Have you ever considered what a fever of anticipation must be raging in me as I sit by the fire, day after day, awaiting the constantly delayed publication of this my Journal; how I strain to hold it, to smell the fresh ink, to hear the binding crackle as I open it out, and above all to read what one of the foremost literary men thinks about me and my book.
I wait with head on the block for my child to be brought to receive my farewell blessings.
Will it come in time? I nearly died last month of ’flu, and get worse almost daily. I am running a neck-and-neck race up the straight with my evil genius on the black horse. It is touch and go who wins; and if I do, I expect some horrible forfeit will be exacted of me, a penalty will have to be paid – lèse-majesté – for my audacity in challenging the stars in their courses and defeating them.

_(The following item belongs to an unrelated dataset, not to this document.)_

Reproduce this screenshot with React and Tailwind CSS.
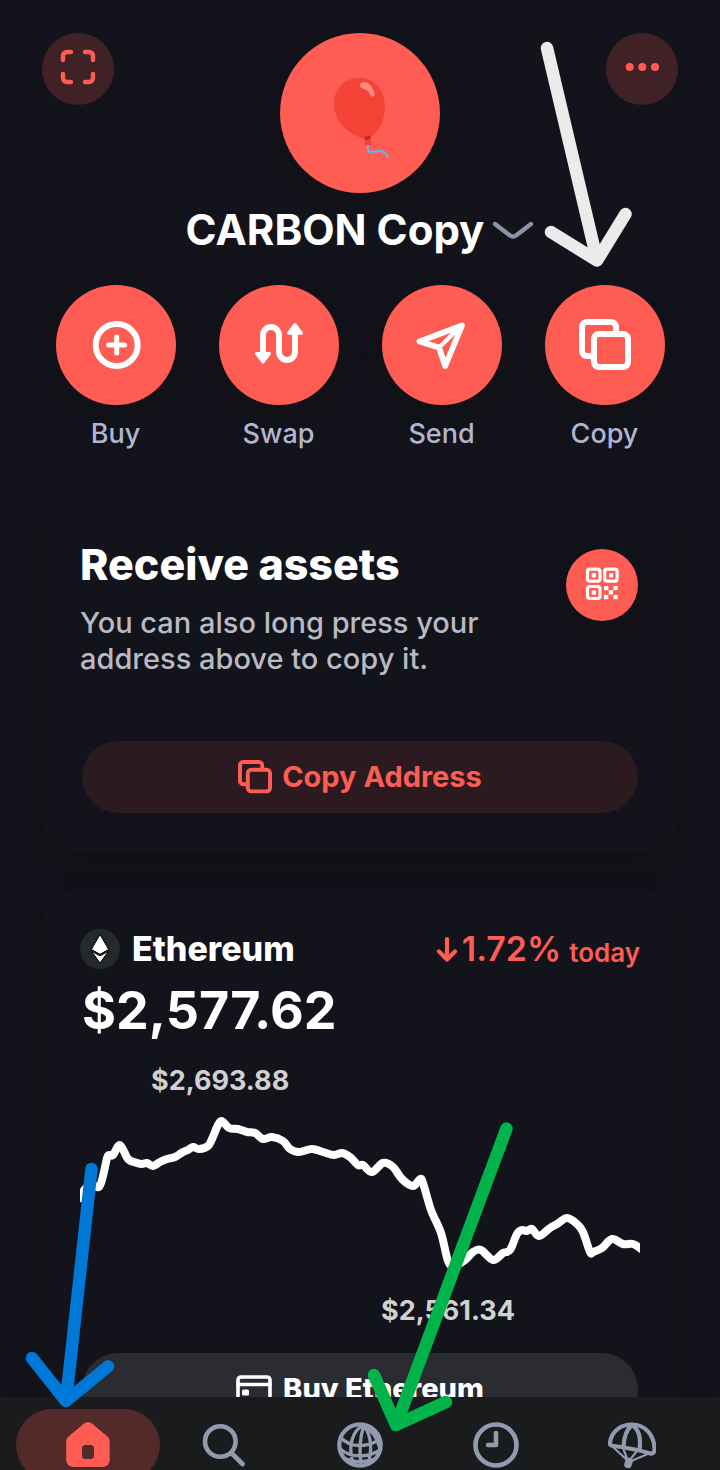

My life has certainly been an astonishing episode in human story. To me, it appears as a titanic struggle between consuming ambition and adverse fortune. Behold a penniless youth thirsting for knowledge introduced into the world out of sheer devilment, hundreds of miles from a university, with a towering ambition, but cursed with ill-health and a twofold nature – pleasure-loving as well as labour-loving. The continuous, almost cunning frustration of my endeavours long ago gave me a sense of struggle with some evil genius. Think of the elaborate precautions I took of my MSS. during the air-raids! I saw each bomb labelled ‘Barbellion’s contemptible ambition’. Consider the duplication of abstracts – I saw an army of housemaids prowling round to throw them on the fire after Carlyle’s French Revolution. I have been consciously contesting with an incendiary, a bomber from Hunland, a wicked housemaid, a whole world of wicked folk, in league with a hostile spirit decided on killing and obliterating me and my ambition – a grotesque couple, a monkey astride a hippogriff, an ass with a Jabberwock! True, he has ruined me; yet the struggle is not over. With demoniac determination, I am getting on still, crawling on all fours, with the dagger between my teeth. I am mauled, battered, scorched, but not slain. The dagger I hope to see published by Messrs. Chatto and Windus next month.